■ **What needs to be done**
Scan the data. Collect each line that contains the word "React".

■ **Material provided**
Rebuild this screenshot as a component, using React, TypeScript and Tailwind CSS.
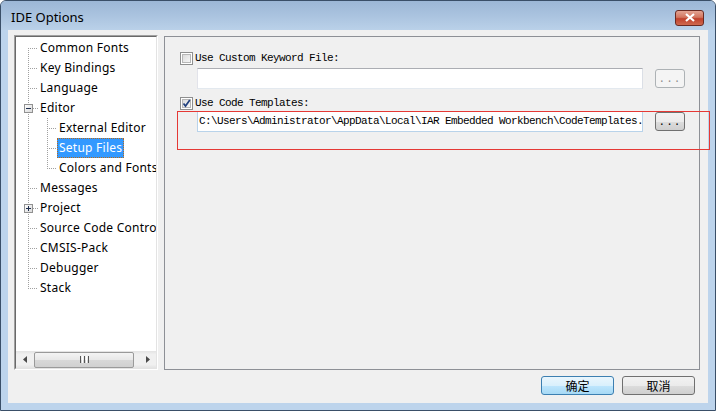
import React from 'react';

type Row = {
    label: string
    level: 0 | 1
    first?: boolean
    last?: boolean
    lastChild?: boolean
    expander?: 'plus' | 'minus'
    selected?: boolean
}

const rows: Row[] = [
    { label: 'Common Fonts', level: 0, first: true },
    { label: 'Key Bindings', level: 0 },
    { label: 'Language', level: 0 },
    { label: 'Editor', level: 0, expander: 'minus' },
    { label: 'External Editor', level: 1 },
    { label: 'Setup Files', level: 1, selected: true },
    { label: 'Colors and Fonts', level: 1, lastChild: true },
    { label: 'Messages', level: 0 },
    { label: 'Project', level: 0, expander: 'plus' },
    { label: 'Source Code Control', level: 0 },
    { label: 'CMSIS-Pack', level: 0 },
    { label: 'Debugger', level: 0 },
    { label: 'Stack', level: 0, last: true },
]

const dot = { stroke: '#a0a0a0', strokeWidth: 1, strokeDasharray: '1 1' }

function Connector({ row }: { row: Row }) {
    const w = row.level === 0 ? 22 : 41
    return (
        <svg width={w} height={20} className="shrink-0" shapeRendering="crispEdges">
            {/* root trunk */}
            <line x1={12.5} y1={row.first ? 10 : 0} x2={12.5} y2={row.last ? 11 : 20} {...dot} />
            {row.level === 0 && <line x1={row.expander ? 17 : 14} y1={10.5} x2={22} y2={10.5} {...dot} />}
            {row.level === 1 && (
                <>
                    <line x1={31.5} y1={0} x2={31.5} y2={row.lastChild ? 11 : 20} {...dot} />
                    <line x1={33} y1={10.5} x2={41} y2={10.5} {...dot} />
                </>
            )}
            {row.expander && (
                <g>
                    <defs>
                        <linearGradient id={`exp-${row.label}`} x1="0" y1="0" x2="1" y2="1">
                            <stop offset="0" stopColor="#ffffff" />
                            <stop offset="1" stopColor="#d8d8d8" />
                        </linearGradient>
                    </defs>
                    <rect x={8.5} y={6.5} width={8} height={8} fill={`url(#exp-${row.label})`} stroke="#919191" />
                    <line x1={10} y1={10.5} x2={15} y2={10.5} stroke="#1f2f4f" />
                    {row.expander === 'plus' && <line x1={12.5} y1={8} x2={12.5} y2={13} stroke="#1f2f4f" />}
                </g>
            )}
        </svg>
    )
}

function Checkbox({ checked }: { checked?: boolean }) {
    return (
        <div className="w-[13px] h-[13px] shrink-0 border border-[#8e8f8f] bg-white p-[1px]">
            <div className="w-full h-full relative border border-[#b7b7b7] bg-[linear-gradient(135deg,#dcdcdc_0%,#f6f6f6_100%)]">
                {checked && (
                    <svg width={11} height={11} viewBox="0 0 11 11" className="absolute -left-[2px] -top-[2px]">
                        <path d="M2.5 5.5 L4.5 8 L8.8 2" fill="none" stroke="#21407e" strokeWidth={1.7} />
                    </svg>
                )}
            </div>
        </div>
    )
}

function DotButton({ disabled }: { disabled?: boolean }) {
    return (
        <div
            className={
                disabled
                    ? 'w-[30px] h-[19px] ml-[12px] shrink-0 rounded-[3px] border border-[#adb2b5] bg-[#f4f4f4] flex items-center justify-center text-[#8d8d8d] text-[11px] font-[\'Liberation_Mono\',monospace] tracking-[1px] leading-none'
                    : 'w-[30px] h-[19px] ml-[12px] shrink-0 rounded-[3px] border border-[#707070] bg-[linear-gradient(to_bottom,#f2f2f2_0%,#ebebeb_50%,#dddddd_50%,#cfcfcf_100%)] flex items-center justify-center text-black text-[11px] font-[\'Liberation_Mono\',monospace] tracking-[1px] leading-none'
            }
        >
            <span className="mt-[2px]">...</span>
        </div>
    )
}

function Arrow({ dir }: { dir: 'left' | 'right' }) {
    return (
        <div className="w-[17px] h-[17px] flex items-center justify-center">
            <svg width={4} height={7} viewBox="0 0 4 7">
                <path d={dir === 'left' ? 'M4 0 L0 3.5 L4 7 Z' : 'M0 0 L4 3.5 L0 7 Z'} fill="#4a4a4a" />
            </svg>
        </div>
    )
}

export default function App() {
    return (
        <div className="relative w-[716px] h-[411px] flex flex-col border border-[#3a4f68] rounded-t-[6px] bg-[#bdd4ec] overflow-hidden font-['Noto_Sans','Liberation_Sans',sans-serif]">
            {/* title bar */}
            <div className="h-[29px] shrink-0 flex items-center pl-[10px] pr-[11px] bg-[linear-gradient(to_bottom,#9cb7d6_0%,#aac3df_50%,#bad1e9_100%)]">
                <span className="text-[13px] text-black pt-[5px]">IDE Options</span>
                <div className="ml-auto mt-[4px] w-[29px] h-[16px] rounded-[3px] border border-[#6a2a22] bg-[linear-gradient(to_bottom,#e3a493_0%,#d2755f_45%,#c0412c_55%,#cf6a4f_100%)] flex items-center justify-center">
                    <svg width={10} height={9} viewBox="0 0 10 9">
                        <path d="M1 1 L9 8 M9 1 L1 8" stroke="#ffffff" strokeWidth={2.2} />
                    </svg>
                </div>
            </div>

            {/* client area */}
            <div className="flex-1 mx-[7px] mb-[7px] bg-[#f0f0f0] flex flex-col">
                <div className="flex items-start pt-[5px] pl-[6px] gap-[6px]">
                    {/* tree */}
                    <div className="w-[144px] h-[335px] shrink-0 border border-t-[#a0a0a0] border-l-[#a0a0a0] border-b-white border-r-white">
                        <div className="w-full h-full flex flex-col bg-white border border-t-[#696969] border-l-[#696969] border-b-[#e3e3e3] border-r-[#e3e3e3]">
                            <div className="flex-1 overflow-hidden pt-[1px]">
                                {rows.map((row) => (
                                    <div key={row.label} className="flex h-[20px] items-start whitespace-nowrap">
                                        <Connector row={row} />
                                        <span
                                            className={
                                                row.selected
                                                    ? 'h-[20px] px-[1px] border border-dotted border-[#b86a1c] bg-[#3399ff] text-white text-[12px] tracking-[0.25px] leading-[18px]'
                                                    : 'h-[20px] px-[1px] border border-transparent text-black text-[12px] tracking-[0.25px] leading-[18px]'
                                            }
                                        >
                                            {row.label}
                                        </span>
                                    </div>
                                ))}
                            </div>
                            {/* horizontal scrollbar */}
                            <div className="h-[17px] shrink-0 flex items-center bg-[linear-gradient(to_bottom,#e3e3e3_0%,#f0f0f0_20%,#f0f0f0_80%,#e3e3e3_100%)]">
                                <Arrow dir="left" />
                                <div className="flex-1 h-[17px] flex items-center">
                                    <div className="w-[100px] h-[16px] ml-[1px] rounded-[2px] border border-[#9a9a9a] bg-[linear-gradient(to_bottom,#f4f4f4_0%,#e8e8e8_50%,#d8d8d8_51%,#d0d0d0_100%)] flex items-center justify-center gap-[1px]">
                                        <div className="w-[1px] h-[7px] bg-[#555]" />
                                        <div className="w-[1px] h-[7px] bg-[#fff]" />
                                        <div className="w-[1px] h-[7px] bg-[#555]" />
                                        <div className="w-[1px] h-[7px] bg-[#fff]" />
                                        <div className="w-[1px] h-[7px] bg-[#555]" />
                                    </div>
                                </div>
                                <Arrow dir="right" />
                            </div>
                        </div>
                    </div>

                    {/* settings page */}
                    <div className="w-[536px] h-[334px] mt-[1px] border border-[#8d9096] pt-[15px] pl-[15px] flex flex-col font-['Liberation_Mono',monospace] text-[11px] tracking-[-0.6px] text-black">
                        <div className="flex items-center h-[13px]">
                            <Checkbox />
                            <span className="ml-[2px] leading-none">Use Custom Keyword File:</span>
                        </div>
                        <div className="flex items-center mt-[3px] ml-[17px]">
                            <div className="w-[446px] h-[21px] bg-white border border-[#abadb3] border-l-[#e2e3ea] border-r-[#dbdfe6] border-b-[#e3e9ef]" />
                            <DotButton disabled />
                        </div>
                        <div className="flex items-center h-[13px] mt-[8px]">
                            <Checkbox checked />
                            <span className="ml-[2px] leading-none">Use Code Templates:</span>
                        </div>
                        <div className="flex items-center mt-[1px] ml-[17px]">
                            <div className="w-[446px] h-[21px] bg-white border border-[#b9d3ea] flex items-center pl-[1px] overflow-hidden whitespace-nowrap">
                                <span className="leading-none">C:\Users\Administrator\AppData\Local\IAR Embedded Workbench\CodeTemplates.</span>
                            </div>
                            <DotButton />
                        </div>
                    </div>
                </div>

                {/* dialog buttons */}
                <div className="flex justify-end gap-[8px] pr-[13px] mt-[6px] font-['Noto_Sans_CJK_SC','Noto_Sans',sans-serif] text-[12px] text-black">
                    <div className="w-[73px] h-[19px] rounded-[3px] border border-[#3c7fb1] bg-[linear-gradient(to_bottom,#eaf6fd_0%,#d9f0fc_50%,#bee6fd_50%,#a7d9f5_100%)] flex items-center justify-center leading-none">
                        确定
                    </div>
                    <div className="w-[73px] h-[19px] rounded-[3px] border border-[#707070] bg-[linear-gradient(to_bottom,#f2f2f2_0%,#ebebeb_50%,#dddddd_50%,#cfcfcf_100%)] flex items-center justify-center leading-none">
                        取消
                    </div>
                </div>
            </div>

            {/* red annotation box drawn over the screenshot */}
            <div className="absolute left-[176px] top-[110px] w-[533px] h-[39px] border border-[#e53935] pointer-events-none" />
        </div>
    )
}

■ **Completed exercise**
Rebuild this screenshot as a component, using React, TypeScript and Tailwind CSS.
import React from 'react';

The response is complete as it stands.